==== Source excerpt ====

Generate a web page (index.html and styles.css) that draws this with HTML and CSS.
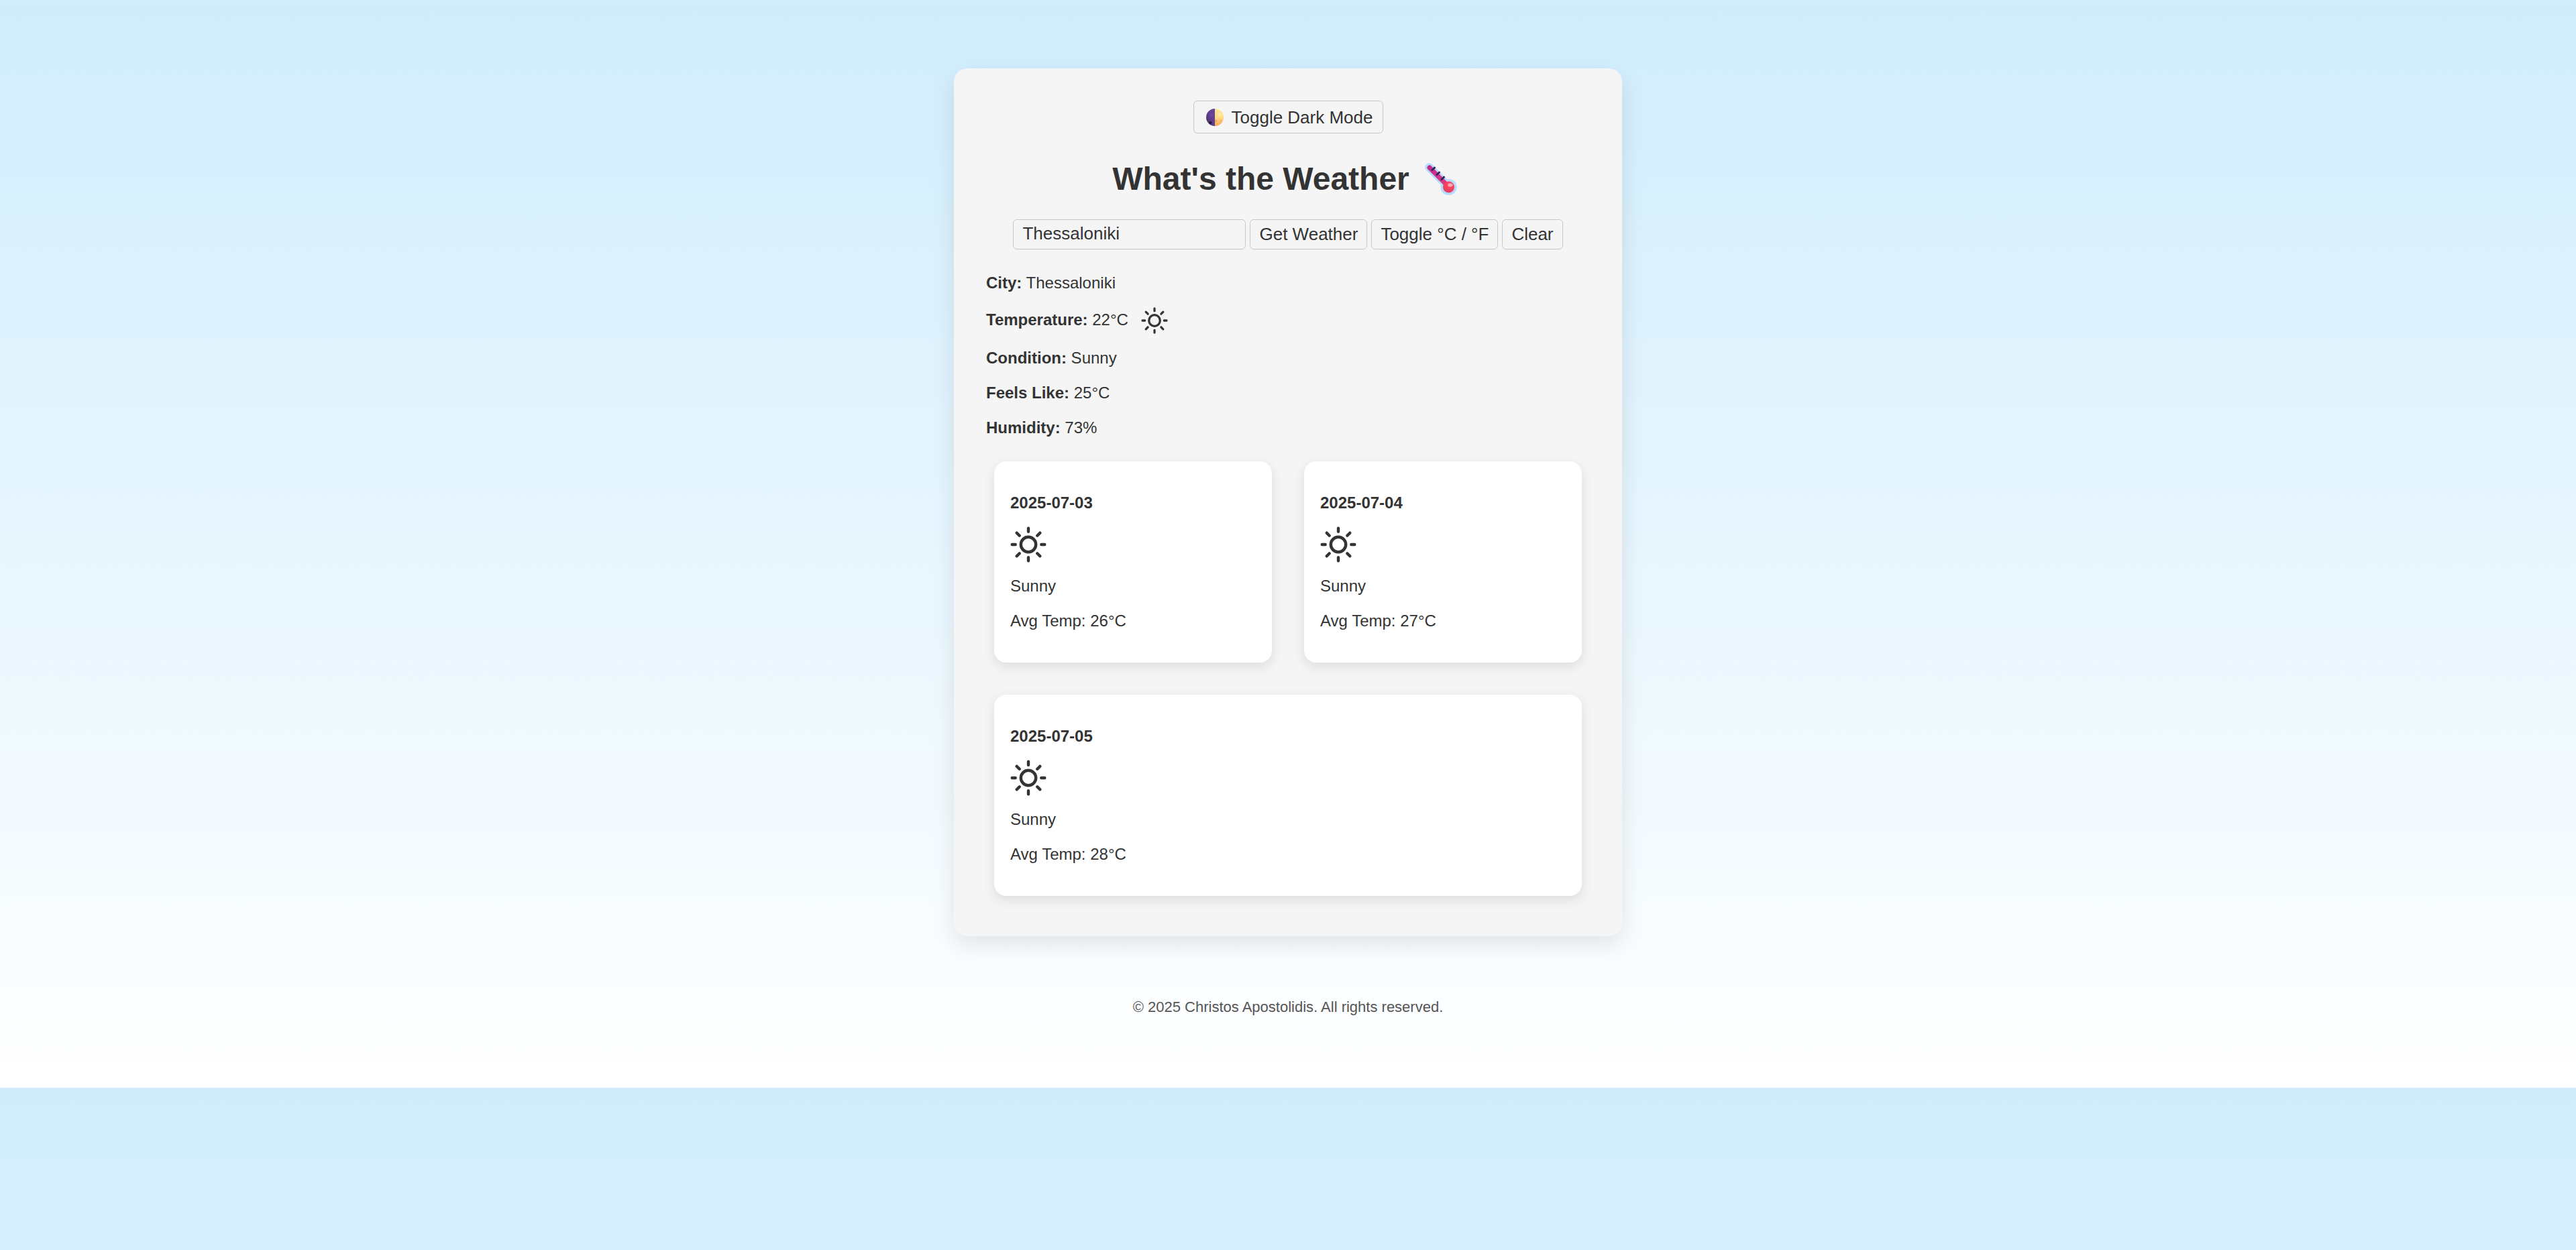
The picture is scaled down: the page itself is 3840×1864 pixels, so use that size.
FILE: index.html
```html
<!DOCTYPE html>
<html lang="en">
<head>
<meta charset="utf-8">
<meta name="viewport" content="width=device-width, initial-scale=1">
<title>What's the Weather</title>
<link rel="stylesheet" href="styles.css">
</head>
<body>
<svg class="sprite" aria-hidden="true">
  <symbol id="sun" viewBox="-27 -27 54 54">
    <g fill="none" stroke="currentColor" stroke-width="4.400" stroke-linecap="round">
      <circle r="11.200"/>
      <path d="M0-24.300v5M0 19.300v5M-24.300 0h5M19.300 0h5M-17.300-17.300l4 4M17.300-17.300l-4 4M-17.300 17.300l4-4M17.300 17.300l-4-4"/>
    </g>
  </symbol>
</svg>
<main class="app">
  <button class="control control-theme" type="button">
    <svg class="moon" viewBox="0 0 26 26" aria-hidden="true">
      <defs>
        <linearGradient id="moon-light" x1="0" y1="0" x2="0" y2="1"><stop offset="0" stop-color="#ffe69a"/><stop offset=".5" stop-color="#ffdc85"/><stop offset="1" stop-color="#f9a45c"/></linearGradient>
        <linearGradient id="moon-dark" x1="1" y1="0" x2="0" y2="1"><stop offset="0" stop-color="#6a4a9c"/><stop offset=".6" stop-color="#5a3d85"/><stop offset="1" stop-color="#40305c"/></linearGradient>
      </defs>
      <path d="M13 0a13 13 0 0 0 0 26z" fill="url(#moon-dark)"/>
      <path d="M13 0a13 13 0 0 1 0 26z" fill="url(#moon-light)"/>
      <circle cx="8" cy="10" r="2.600" fill="#6b4a9b"/>
      <circle cx="6.500" cy="21" r="2" fill="#221833"/>
      <circle cx="20" cy="9" r="2.400" fill="#ffeaa8"/>
      <circle cx="14.500" cy="18.500" r="1.700" fill="#ef9f5c"/>
      <circle cx="21.500" cy="18" r="1.300" fill="#f1ae62"/>
    </svg>
    Toggle Dark Mode
  </button>

  <h1 class="title">What's the Weather
    <svg class="thermometer" viewBox="0 0 48 48" aria-hidden="true">
      <defs>
        <linearGradient id="mercury" x1="0" y1="0" x2="1" y2="1"><stop offset="0" stop-color="#c22d8c"/><stop offset="1" stop-color="#e03c84"/></linearGradient>
        <radialGradient id="bulb" cx=".6" cy=".3" r=".7"><stop offset="0" stop-color="#ff8f9e"/><stop offset=".35" stop-color="#f8465c"/><stop offset="1" stop-color="#e93c68"/></radialGradient>
      </defs>
      <g stroke-linecap="round" fill="none">
        <path d="M6.500 6.500L33 33" stroke="#b5dcfc" stroke-width="12.500"/>
        <circle cx="35.500" cy="36" r="12" fill="#b5dcfc"/>
        <path d="M7 7L33 33" stroke="url(#mercury)" stroke-width="7"/>
        <path d="M14.500 7l-3.500 3.500M21.500 14l-3.500 3.500M28.500 21l-3.500 3.500" stroke="#33265c" stroke-width="3"/>
      </g>
      <circle cx="35.500" cy="36" r="8.500" fill="url(#bulb)"/>
      <ellipse cx="38" cy="33" rx="3.500" ry="2.500" fill="#ffa9b2"/>
    </svg>
  </h1>

  <form class="search">
    <input class="control search-city" type="text" value="Thessaloniki" aria-label="City">
    <button class="control" type="button">Get Weather</button>
    <button class="control" type="button">Toggle °C / °F</button>
    <button class="control" type="button">Clear</button>
  </form>

  <section class="current">
    <p><strong>City:</strong> Thessaloniki</p>
    <p><strong>Temperature:</strong> 22°C <svg class="sun-small" aria-hidden="true"><use href="#sun"/></svg></p>
    <p><strong>Condition:</strong> Sunny</p>
    <p><strong>Feels Like:</strong> 25°C</p>
    <p><strong>Humidity:</strong> 73%</p>
  </section>

  <section class="forecast">
    <article class="day">
      <p><strong>2025-07-03</strong></p>
      <svg class="sun-large" aria-hidden="true"><use href="#sun"/></svg>
      <p>Sunny</p>
      <p>Avg Temp: 26°C</p>
    </article>
    <article class="day">
      <p><strong>2025-07-04</strong></p>
      <svg class="sun-large" aria-hidden="true"><use href="#sun"/></svg>
      <p>Sunny</p>
      <p>Avg Temp: 27°C</p>
    </article>
    <article class="day">
      <p><strong>2025-07-05</strong></p>
      <svg class="sun-large" aria-hidden="true"><use href="#sun"/></svg>
      <p>Sunny</p>
      <p>Avg Temp: 28°C</p>
    </article>
  </section>
</main>
<footer class="footer">© 2025 Christos Apostolidis. All rights reserved.</footer>
</body>
</html>
```

FILE: styles.css
```css
* {
  box-sizing: border-box;
}

body {
  margin: 0;
  padding: 102px 24px 104px;
  display: flex;
  flex-direction: column;
  align-items: center;
  gap: 90px;
  background: linear-gradient(to bottom, #d0edfd, #ffffff);
  color: #333333;
  font-family: Arial, "Liberation Sans", sans-serif;
  font-size: 24px;
  line-height: 28px;
}

p {
  margin: 0;
}

.sprite {
  position: absolute;
  width: 0;
  height: 0;
}

.app {
  display: flex;
  flex-direction: column;
  width: 100%;
  max-width: 996px;
  padding: 48px;
  border-radius: 20px;
  background: #f5f5f5;
  box-shadow: 0 12px 36px rgba(0, 0, 0, 0.1);
}

.control {
  height: 45px;
  padding: 0 13px 2px;
  border: 1px solid #c8c8c8;
  border-radius: 6px;
  background: #f5f5f5;
  color: #333333;
  font-family: inherit;
  font-size: 26px;
  line-height: 30px;
  white-space: nowrap;
}

.control-theme {
  display: flex;
  align-items: center;
  align-self: center;
  gap: 12px;
  height: 49px;
  padding: 0 14px 0 18px;
}

.moon {
  width: 26px;
  height: 26px;
}

.title {
  display: flex;
  align-items: center;
  justify-content: center;
  gap: 23px;
  margin: 40px 0 32px;
  padding-right: 10px;
  font-size: 48px;
  line-height: 56px;
}

.thermometer {
  width: 48px;
  height: 48px;
}

.search {
  display: flex;
  flex-wrap: wrap;
  justify-content: center;
  gap: 6px;
  margin-bottom: 36px;
}

.search-city {
  width: 347px;
}

.current {
  display: flex;
  flex-direction: column;
  gap: 24px;
}

.sun-small {
  width: 40px;
  height: 40px;
  margin: -2px 0 -2px 12px;
  vertical-align: -11px;
}

.forecast {
  display: flex;
  flex-wrap: wrap;
  gap: 48px;
  margin-top: 24px;
  padding: 12px;
}

.day {
  display: flex;
  flex: 1 1 360px;
  flex-direction: column;
  gap: 24px;
  padding: 48px 24px;
  border-radius: 18px;
  background: #ffffff;
  box-shadow: 0 6px 18px rgba(0, 0, 0, 0.1);
}

.sun-large {
  width: 54px;
  height: 54px;
  margin: -3px 0;
}

.footer {
  color: #555555;
  font-size: 22px;
  line-height: 32px;
  text-align: center;
}
```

====

_To be done:_ The required output is the number of lines containing the word "that", and nothing besides.

_Solution to this problem:_ 2